Fait intéressant, Bayley avait un cabinet médical à proximité du Biltmore Hotel, là où Betty a été vue pour la dernière fois vivante. 

Mais pourquoi le médecin l’aurait-il assassinée ?

Retour en arrière. A la fin des années quarante, le bon docteur est en pleine tourmente : il a perdu son travail County Hospital et fait face à de sérieux problèmes d’argent. Pour ne rien arranger, sa famille lui a tourné le dos : Bayley a convolé avec une infirmière et rien n’indique qu’il retournera parmi les siens. 

Jour après jour, le chirurgien s’enfonce dans la déchéance : il devient violent, ses proches ne le reconnaissent plus. 

Pour se détendre, Bailey a des singulières occupations : avec sa maîtresse il se sert de son cabinet pour organiser des dîners aux chandelles devant des films d’opération chirurgicale, le tout sur fond de musique classique !  

Aurait-il céder à ses pulsions macabres avec Elisabeth ?

Bailey ne vivait plus à Leimert Park au moment des faits, mais son épouse oui.  A t-il laissé le corps d’Elizabeth à proximité de son ancienne demeure dans le dessein de se venger ? 

Spéculation, spéculation… Bailey ne sera jamais inquiété. Il meurt en 1948 d’une pneumonie, un an après la mort de Betty.

Plus les années s’écoulent et plus les chances de dénicher le tueur du Dahlia Noir s’amenuisent. Ne reste que le mythe… 

Elizabeth Short s’est muée en créature de fiction, une muse qui alimente la face obscure du rêve américain : Jame Ellroy lui a dédié un roman, Brian de Palma l’a adaptée en film…  Elle est apparue dans la série American Horror Stories et s’est même incrustée dans l’univers du jeu vidéo avec Los Angeles Noire. 

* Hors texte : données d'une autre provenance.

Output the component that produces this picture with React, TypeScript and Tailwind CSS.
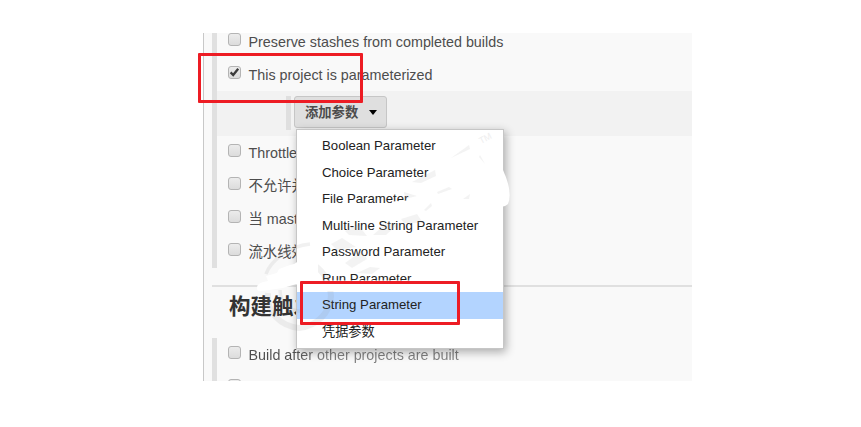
import React from "react";

const options = [
  "Boolean Parameter",
  "Choice Parameter",
  "File Parameter",
  "Multi-line String Parameter",
  "Password Parameter",
  "Run Parameter",
  "String Parameter",
  "凭据参数",
];

function Checkbox({ checked = false }: { checked?: boolean }) {
  return (
    <span className="mb-[5px] flex h-[13px] w-[13px] shrink-0 items-center justify-center rounded-[3px] border border-[#b4b4b4] bg-gradient-to-b from-[#ececec] to-[#dcdcdc]">
      {checked && (
        <svg viewBox="0 0 11 11" className="h-[11px] w-[11px]" fill="none" stroke="#3c3c3c" strokeWidth="2.3">
          <path d="M1.6 5.4 4.2 8 9.2 1.8" />
        </svg>
      )}
    </span>
  );
}

function Row({ label, checked, faded, cjk }: { label: string; checked?: boolean; faded?: boolean; cjk?: boolean }) {
  return (
    <div className="flex h-[33px] items-center gap-[7.5px] pl-[11px] text-[14.33px] whitespace-nowrap text-[#4d4d4d]">
      <Checkbox checked={checked} />
      <span
        className={`leading-[20px] ${cjk ? "pt-[1px]" : ""} ${faded ? "bg-gradient-to-r from-[#4d4d4d] from-20% to-[#808080] to-35% bg-clip-text text-transparent" : ""}`}
      >
        {label}
      </span>
    </div>
  );
}

function Dropdown() {
  return (
    <div className="absolute top-[129px] left-[296px] h-[220px] w-[208px] border border-[#c6c6c6] bg-white pt-[3px] text-[13.2px] text-[#222] shadow-[2px_3px_9px_rgba(0,0,0,0.32)]">
      {options.map((o) => (
        <div
          key={o}
          className={`flex h-[26.5px] items-center pl-[25px] whitespace-nowrap ${o === "String Parameter" ? "bg-[#b3d4ff]" : ""}`}
        >
          <span className={o === "凭据参数" ? "" : "-translate-y-[0.5px]"}>{o}</span>
        </div>
      ))}
    </div>
  );
}

function Smudges() {
  return (
    <svg className="absolute top-0 left-0 h-[427px] w-[861px]" viewBox="0 0 861 427" fill="none">
      <g stroke="#8c8c8c" strokeOpacity="0.12">
        <path d="M268 293C266 313 281 326 299 328 317 326 330 313 331 296 330 280 321 267 308 262" strokeWidth="6" />
        <path d="M266 274C270 262 288 246 310 244M280 290C280 304 291 312 303 311" strokeWidth="3.5" />
      </g>
      <g fill="#fff">
        <path d="M257 288Q256 283 268 281L266 276 277 273 279 269 290 265Q302 263 304 250L318 250 318 285 300 288 296 284 283 288 262 291Q257 292 257 288Z" />
        <path d="M498 165 503 170Q513 192 508 204 504 208 498 206Z" />
        <path d="M392 201.5 407 200.5 433 194 433 208 392 206Z" />
        <path d="M429 163 440 160 440 180 430 182Z" />
        <path d="M319 280.5 412 280.5 412 291 319 291Z" />
      </g>
      <g fill="#b4b4b4" fillOpacity="0.16">
        <path d="M451 158 469 145 470 149Z" />
        <path d="M412 182 435 170 436 176 421 183Z" />
        <path d="M404 192 417 196 405 199Z" />
        <path d="M424 210 431 203 432 206 426 211Z" />
        <path d="M437 192 449 187 452 189 438 194Z" />
        <path d="M463 199 470 194 469 199Z" />
        <path d="M480 155 485 164 479 157Z" />
        <path d="M345 231 358 225 367 236 349 235Z" />
        <path d="M373 235 388 222 397 225 386 235Z" />
        <path d="M401 219 417 214 423 223 404 223Z" />
        <path d="M331 244 342 238 356 247 337 250Z" />
        <path d="M345 263 362 251 367 259 352 268Z" />
        <path d="M357 273 370 267 380 268 372 274Z" />
      </g>
      <text x="481" y="144" fill="#eeeeee" fontSize="9" transform="rotate(-28 481 144)">TM</text>
    </svg>
  );
}

export default function App() {
  return (
    <div className="relative h-[427px] w-[861px] overflow-hidden bg-white pt-[33px] pl-[203px] font-['Liberation_Sans','Noto_Sans_CJK_SC',sans-serif]">
      <main className="h-[348px] w-[489px] overflow-hidden border-l border-[#c8c8c8] bg-[#f9f9f9] pl-[8px]">
        <section className="-mt-[8px] border-l-[5px] border-[#e0e0e0]">
          <Row label="Preserve stashes from completed builds" />
          <Row label="This project is parameterized" checked />
          <div className="flex h-[45px] bg-[#f2f2f2] pt-[5px] pl-[69px]">
            <div className="mr-[3px] h-[34px] w-[5px] bg-[#dfdfdf]" />
            <button className="flex h-[32px] w-[93px] items-center rounded-[3px] border border-[#c6c6c6] bg-[#dfdfdf] pl-[10px] text-[13.3px] font-bold text-[#4c4c4c]">
              <span className="pt-[1px]">添加参数</span>
              <span className="ml-[11px] border-x-[4.5px] border-t-[5px] border-x-transparent border-t-black" />
            </button>
          </div>
          <Row label="Throttle builds" />
          <Row label="不允许并发构建" cjk />
          <Row label="当 master 重启后" cjk />
          <Row label="流水线效率" cjk />
        </section>
        <div className="mt-[17px] h-[2px] bg-[#e0e0e0]" />
        <h2 className="flex h-[51px] items-start pt-[6px] pl-[17px] text-[21.5px] leading-[28px] font-bold text-[#333]">构建触发器</h2>
        <section className="border-l-[5px] border-[#e0e0e0]">
          <Row label="Build after other projects are built" faded />
          <Row label="" />
        </section>
      </main>
      <Dropdown />
      <Smudges />
      <div className="absolute top-[53px] left-[198px] h-[50px] w-[165px] rounded-[1px] border-[3px] border-[#ed1c24]" />
      <div className="absolute top-[281px] left-[300px] h-[44px] w-[160px] rounded-[1px] border-[3px] border-[#ed1c24]" />
    </div>
  );
}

Les images de son meurtre ont fait le tour du monde… Vous les trouvez en deux clics… 

A force de les examiner, j’avais occulté le plus important : la victime. Non pas le pantin déchiqueté que les fans de meurtre horrifique se plaisent à exhiber, mais la vraie, la bien vivante Elizabeth Short. Betty pour ses proches.

Il existe d’autres photos d’elle : un après-midi sur une plage de Miami avec son amie Marge, une autre où elle tient la main de son fiancé… Les Traces d’un bonheur révolu. On la disait douce et fragile, une éternelle rêveuse aspirant à plus grand qu’elle … mais après quoi soupirait-elle le plus ? Son fiancé ? Ce père si peu connu ? Les paillettes d’Hollywood ?

Le Dahlia Noir…comme un vieux secret de famille enfoui dans le placard de l’Amérique.